On-chip sensors are widely used in processors to closely monitor system temperature, performance, and supply power fluctuation, among other environmental conditions. As the number of cores integrated in a single die increases, the total number of on-chip sensors increases correspondingly. Information from these sensors needs to be collected and processed efficiently and effectively at run-time to achieve high performance and low power consumption at the system level. In this dissertation, dedicated infrastructures for sensor data collection, sensor measurement calibration and the use of sensor information to overcome thermal emergencies, voltage droops and soft errors are examined. These problems are addressed in both multi-core and many-core environments.

This dissertation research first shows that a dedicated on-chip monitoring infrastructure (monitor network-on-chip, MNoC) can achieve better performance than a bus in interconnecting on-chip sensors in multi-core systems. Our experiment results show that this dedicated on-chip network can provide consistent low latency for sensor data packets without affecting application on-chip network traffic. The necessity of a dedicated infrastructure for monitoring is then addressed in a many-core environment. A two-level hierarchical network-on-chip (NoC), which allows for efficient sensor data collection in many-cores, is introduced. This design is evaluated using benchmark driven simulations for a three-dimensional many-core system. The use of a two-level NoC is shown to provide an average of 65% sensor data latency improvement versus a flat sensor data NoC structure for a 256 core system.

As the number of on-chip sensors increases, the accuracy of these sensors' measurement becomes more and more important since it directly affects processor performance and reliability. For example, on-chip thermal sensors are used for monitoring system temperature and their measurements may affect the system frequency and operating voltage. A new approach is introduced in this dissertation, which determines models for imprecise thermal sensor measurements using probability distributions based on device parameters.

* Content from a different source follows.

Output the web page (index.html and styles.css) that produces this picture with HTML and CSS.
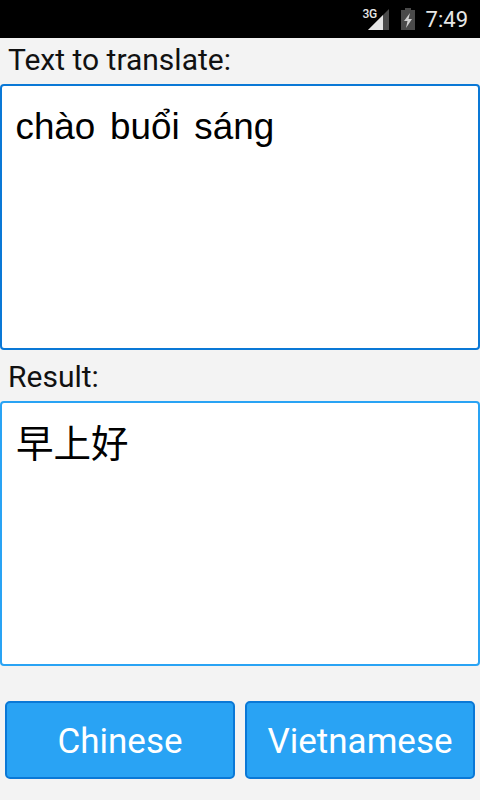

Thermal measurements which are determined to be imprecise can be excluded from thermal management strategies. The collecting of on-chip sensor measurements is facilitated by dedicated on-chip monitoring infrastructures. Experiments show that a sensor operating outside a desired precision can be identified with a detection rate of 87% and an average false alarm rate of < 6%, with a confidence level of 90%.

The introduction of dedicated infrastructures for on-chip monitoring opens the door for more advanced run-time system control strategies. In this dissertation, run-time voltage droop compensation and soft error protection in multi-cores are targeted. High voltage droops in modern processors may cause serious reliability problems. A voltage droop compensation method considering ambient temperature changes is proposed to address this issue. In the proposed method, different reduced frequencies are used at different temperatures. A voltage droop signature sharing method in multi-core systems is proposed for early detection and remediation of high voltage droops. These two methods are combined and implemented in an 8 core system and a performance benefit of 5% on average is achieved.

Soft errors are caused by alpha particles and cosmic rays, among other sources, and can be detected by processor component redundancy. An approach to selectively enable redundancy to combat soft errors is also proposed in this dissertation. Both dual modular redundancy (DMR) and chip-level redundant threading (CRT) are used for adaptive redundancy protection. Power and energy savings over 8% are achieved by both methods compared to conventional methods. A multi-core architecture vulnerability factor (AVF) is also calculated for a multi-core environment, using the MNoC infrastructure.